Crews removing railcars after spill at Chambers Bay

Lights from a truck illuminate train cars near Chambers Bay after two trains crashed about 8 p.m. Saturday.
Lights from a truck illuminate train cars near Chambers Bay after two trains crashed about 8 p.m. Saturday. The Olympian

A hazardous chemical that created a scare when it spilled after a freight train derailed and sideswiped another near Chambers Bay Golf Course did not leak into Puget Sound and poses no risk to the public, officials said today.

BNSF Railway crews and contractors worked throughout the day and night Saturday and today to clean up the area where 50 gallons of sodium hydroxide, or lye, soaked the shoreline.

The chemical is used in industry and to regulate the pH levels of water but can be hazardous and cause breathing problems and burns.

The southbound train that was struck was hauling garbage from Everett to Roosevelt, near Kelso. Its two derailed cars were set right early today, and the freight train was pulled away. The tracks were scheduled to reopen late this afternoon.

A BNSF spokesman said there was a possibility that the northbound tracks could open at midnight but that cleanup might take three weeks.

Crews began the time-intensive task of transferring the chemical from four toppled railcars into tanker cars this afternoon, a process that could take six hours per car.

Three railcars lay in a line on the shore, with a fourth lying perpendicular with a boxcar partly atop it. U.S. Coast Guard Lt. Cmdr. Matt Denning said that during high tide, about a foot of the once-leaking railcar was submerged in water.

The chemical leaked for more than five hours through a metal bolt that was sheared off during the 8:30 p.m. derailment.

Shortly after the accident, first responders placed a plastic bag beneath the spill and caught roughly half of the lye. The other 25 gallons sunk into the sand and will dilute over time.

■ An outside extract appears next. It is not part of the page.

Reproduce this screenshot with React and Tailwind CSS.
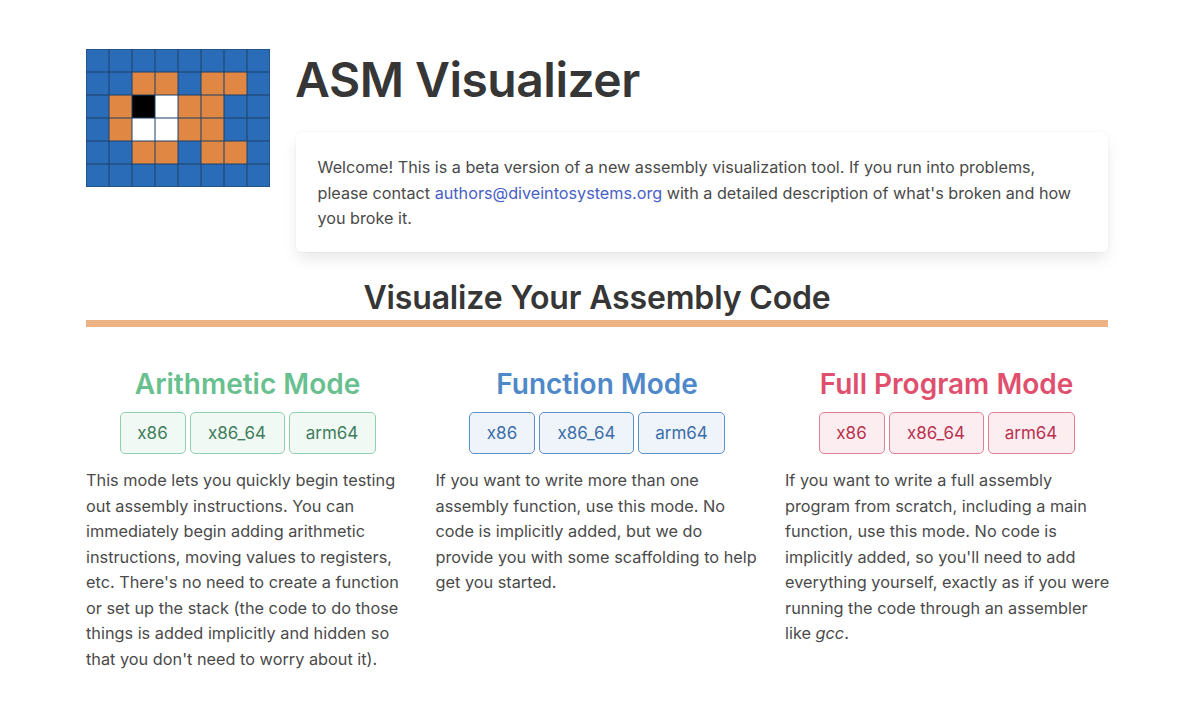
const BLUE = "#2b6cb8";
const ORANGE = "#e08744";

// 8x6 logo: b blue, o orange, k black, w white
const logoRows = ["bbbbbbbb", "bbooboob", "bokwoobb", "bowwoobb", "bboobOOb".toLowerCase(), "bbbbbbbb"];
const logoColors = { b: BLUE, o: ORANGE, k: "#000000", w: "#ffffff" };

function Logo() {
  return (
    <svg width="184" height="138" viewBox="0 0 184 138" className="shrink-0">
      {logoRows.map((row, y) =>
        row.split("").map((c, x) => (
          <rect key={x + "-" + y} x={x * 23} y={y * 23} width="23" height="23" fill={logoColors[c]} />
        ))
      )}
      {[0, 1, 2, 3, 4, 5, 6, 7, 8].map((i) => (
        <line key={"v" + i} x1={i * 23} y1="0" x2={i * 23} y2="138" stroke="#1d3f66" strokeWidth="1" />
      ))}
      {[0, 1, 2, 3, 4, 5, 6].map((i) => (
        <line key={"h" + i} x1="0" y1={i * 23} x2="184" y2={i * 23} stroke="#1d3f66" strokeWidth="1" />
      ))}
    </svg>
  );
}

const styles = {
  green: {
    title: "text-[#68c08f]",
    btn: "bg-[#f1f9f4] border-[#93cfae] text-[#3f7d5c]",
  },
  blue: {
    title: "text-[#4f88c9]",
    btn: "bg-[#eff4fb] border-[#5c8fce] text-[#3c6ea8]",
  },
  red: {
    title: "text-[#e0506e]",
    btn: "bg-[#fcedf0] border-[#e17f95] text-[#b8324f]",
  },
};

const arches = [
  { name: "x86", cls: "w-[66px]" },
  { name: "x86_64", cls: "w-[95px]" },
  { name: "arm64", cls: "w-[87px]" },
];

function Mode({ title, color, children }) {
  const s = styles[color];
  return (
    <div className="w-[323px]">
      <h2 className={"text-[28px] leading-[34px] font-semibold text-center " + s.title}>{title}</h2>
      <div className="flex justify-center gap-1 mt-[11px]">
        {arches.map((a) => (
          <button key={a.name} className={"h-[42px] pt-[2px] border rounded-[5px] text-[17px] " + a.cls + " " + s.btn}>
            {a.name}
          </button>
        ))}
      </div>
      <p className="mt-[14.5px] -mr-[3px] text-[16.3px] leading-[25.5px] text-[#4a4a4a]">{children}</p>
    </div>
  );
}

export default function App() {
  return (
    <div className="min-h-[721px] bg-white px-[86px] pt-[49px] text-[#363636] font-['Inter',sans-serif]">
      <div className="w-[1022px]">
        <div className="flex gap-[26px]">
          <Logo />
          <div className="flex-1">
            <h1 className="text-[48px] leading-[60px] font-semibold mt-[1px] -ml-px tracking-[-0.5px]">ASM Visualizer</h1>
            <div className="mt-[22px] bg-white rounded-md pl-[21.5px] pr-[22px] pt-[23px] pb-[20px] shadow-[0_8px_16px_-2px_rgba(10,10,10,0.1),0_0_0_1px_rgba(10,10,10,0.02)] text-[16.2px] leading-[25.5px] text-[#4a4a4a]">
              Welcome! This is a beta version of a new assembly visualization tool. If you run into problems, please
              contact <a className="text-[#485fc7]">authors@diveintosystems.org</a> with a detailed description of
              what's broken and how you broke it.
            </div>
          </div>
        </div>
        <h2 className="mt-[26px] text-[32px] leading-[40px] font-semibold text-center text-[#363636] tracking-[-0.15px]">
          Visualize Your Assembly Code
        </h2>
        <div className="mt-[2px] h-[7px] bg-[#eeb385]" />
        <div className="flex justify-between mt-[40px]">
          <Mode title="Arithmetic Mode" color="green">
            This mode lets you quickly begin testing out assembly instructions. You can immediately begin adding
            arithmetic instructions, moving values to registers, etc. There's no need to create a function or set up
            the stack (the code to do those things is added implicitly and hidden so that you don't need to worry about
            it).
          </Mode>
          <Mode title="Function Mode" color="blue">
            If you want to write more than one assembly function, use this mode. No code is implicitly added, but we do
            provide you with some scaffolding to help get you started.
          </Mode>
          <Mode title="Full Program Mode" color="red">
            If you want to write a full assembly program from scratch, including a main function, use this mode. No
            code is implicitly added, so you'll need to add everything yourself, exactly as if you were running the code
            through an assembler like <em>gcc</em>.
          </Mode>
        </div>
      </div>
    </div>
  );
}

“We’re very fortunate that a (only) small amount of sodium hydroxide leaked onto the shoreline,” said Ron Holcomb, a hazardous-materials specialist with the state Department of Ecology. “Whenever a chemical substance hits the environment, there’s an impact. But the impact is localized to this area.”

BNSF is investigating the cause of the derailment, which sent 12 cars careening off the tracks and derailed two others on the southbound train after it was sideswiped.

Four of the railcars on the northbound train, which was heading from Portland to Vancouver, B.C., were each carrying up to 15,000 gallons of lye.

Twenty pieces of heavy equipment were brought in to move the derailed cars. Cables were going to be placed around the cars to pull them upright.

After drilling a hole in the cars carrying the chemical, workers were going to vacuum the lye and move the substance into tanker cars.

BNSF is assessing what to do with the four derailed cars that were transporting lye; spokesman Gus Melonas said they will not be put back on the tracks.

The remaining eight derailed cars were being pulled far from the tracks.

“We’re going to scrap them on site. Removal will be done for the next three weeks,” Melonas said.

While officials tried to clear the tracks, freight trains were rerouted elsewhere through Washington, and the Coast Guard patrolled the shoreline to keep boaters away.

Officials stressed that there is no danger to the public.

Residents within a one-mile radius of the spill received automated phone calls warning them to stay indoors as a precaution.

A follow-up automated call came around 1:20 a.m. today to say crews were still on the scene cleaning up and that there was no longer a threat to residents or animals.

Interested passersby frequently pulled into the golf course parking lot today to look down on the wreckage and occasionally snap photographs.

“This was an extremely rare incident,” Melonas said. “You know, 99.99 percent of hazmat on BNSF makes it to its destination without spill of content.”